## Begin

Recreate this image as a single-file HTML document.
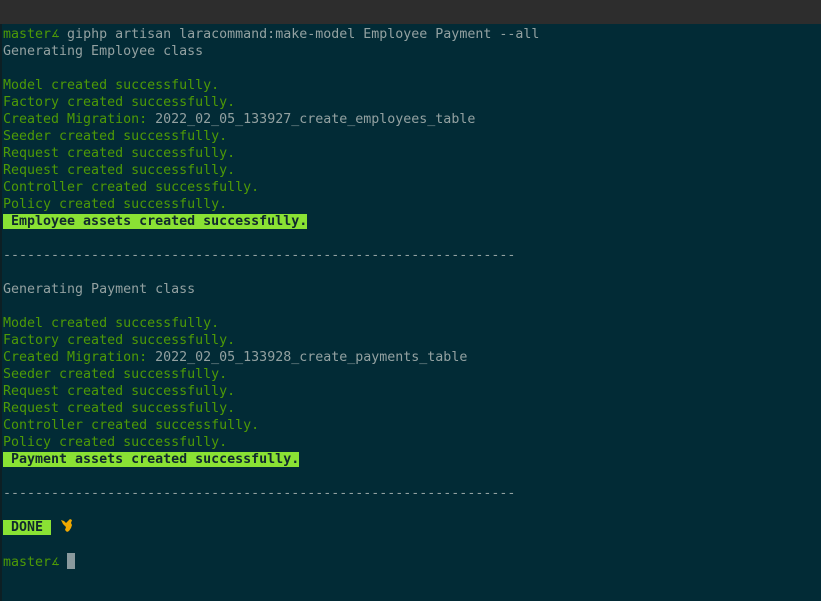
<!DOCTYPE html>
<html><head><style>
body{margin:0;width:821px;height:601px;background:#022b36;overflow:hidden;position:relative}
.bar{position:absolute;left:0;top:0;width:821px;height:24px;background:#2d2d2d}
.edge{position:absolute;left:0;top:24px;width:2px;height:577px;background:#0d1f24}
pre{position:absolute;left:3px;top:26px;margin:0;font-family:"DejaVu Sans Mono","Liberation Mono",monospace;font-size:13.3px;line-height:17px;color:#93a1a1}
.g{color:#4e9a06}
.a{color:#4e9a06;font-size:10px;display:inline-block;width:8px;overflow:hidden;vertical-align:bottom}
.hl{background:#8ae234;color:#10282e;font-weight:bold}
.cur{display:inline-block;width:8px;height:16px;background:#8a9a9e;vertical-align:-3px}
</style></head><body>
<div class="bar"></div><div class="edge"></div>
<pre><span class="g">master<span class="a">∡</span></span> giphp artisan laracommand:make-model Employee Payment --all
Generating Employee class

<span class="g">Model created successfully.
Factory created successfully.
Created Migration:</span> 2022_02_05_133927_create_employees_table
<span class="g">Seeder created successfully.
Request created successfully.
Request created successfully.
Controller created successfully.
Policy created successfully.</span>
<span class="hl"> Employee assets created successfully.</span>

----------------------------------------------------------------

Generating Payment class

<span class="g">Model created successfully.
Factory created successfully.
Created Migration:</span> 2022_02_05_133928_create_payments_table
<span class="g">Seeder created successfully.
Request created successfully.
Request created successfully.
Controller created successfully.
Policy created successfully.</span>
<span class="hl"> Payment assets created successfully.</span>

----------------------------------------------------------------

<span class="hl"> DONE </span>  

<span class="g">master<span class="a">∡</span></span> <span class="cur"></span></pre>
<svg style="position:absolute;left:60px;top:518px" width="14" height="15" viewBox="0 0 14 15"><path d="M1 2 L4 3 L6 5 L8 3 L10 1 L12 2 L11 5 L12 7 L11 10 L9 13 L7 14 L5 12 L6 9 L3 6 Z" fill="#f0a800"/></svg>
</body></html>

## End

▶ PROBLEM DESCRIPTION
Exactly as they appear, print the lines of the listing above from its first line through the line that contains "Generating Employee class", minus the pictures.

▶ TASK RESPONSE
Recreate this image as a single-file HTML document.
<!DOCTYPE html>
<html><head><style>
body{margin:0;width:821px;height:601px;background:#022b36;overflow:hidden;position:relative}
.bar{position:absolute;left:0;top:0;width:821px;height:24px;background:#2d2d2d}
.edge{position:absolute;left:0;top:24px;width:2px;height:577px;background:#0d1f24}
pre{position:absolute;left:3px;top:26px;margin:0;font-family:"DejaVu Sans Mono","Liberation Mono",monospace;font-size:13.3px;line-height:17px;color:#93a1a1}
.g{color:#4e9a06}
.a{color:#4e9a06;font-size:10px;display:inline-block;width:8px;overflow:hidden;vertical-align:bottom}
.hl{background:#8ae234;color:#10282e;font-weight:bold}
.cur{display:inline-block;width:8px;height:16px;background:#8a9a9e;vertical-align:-3px}
</style></head><body>
<div class="bar"></div><div class="edge"></div>
<pre><span class="g">master<span class="a">∡</span></span> giphp artisan laracommand:make-model Employee Payment --all
Generating Employee class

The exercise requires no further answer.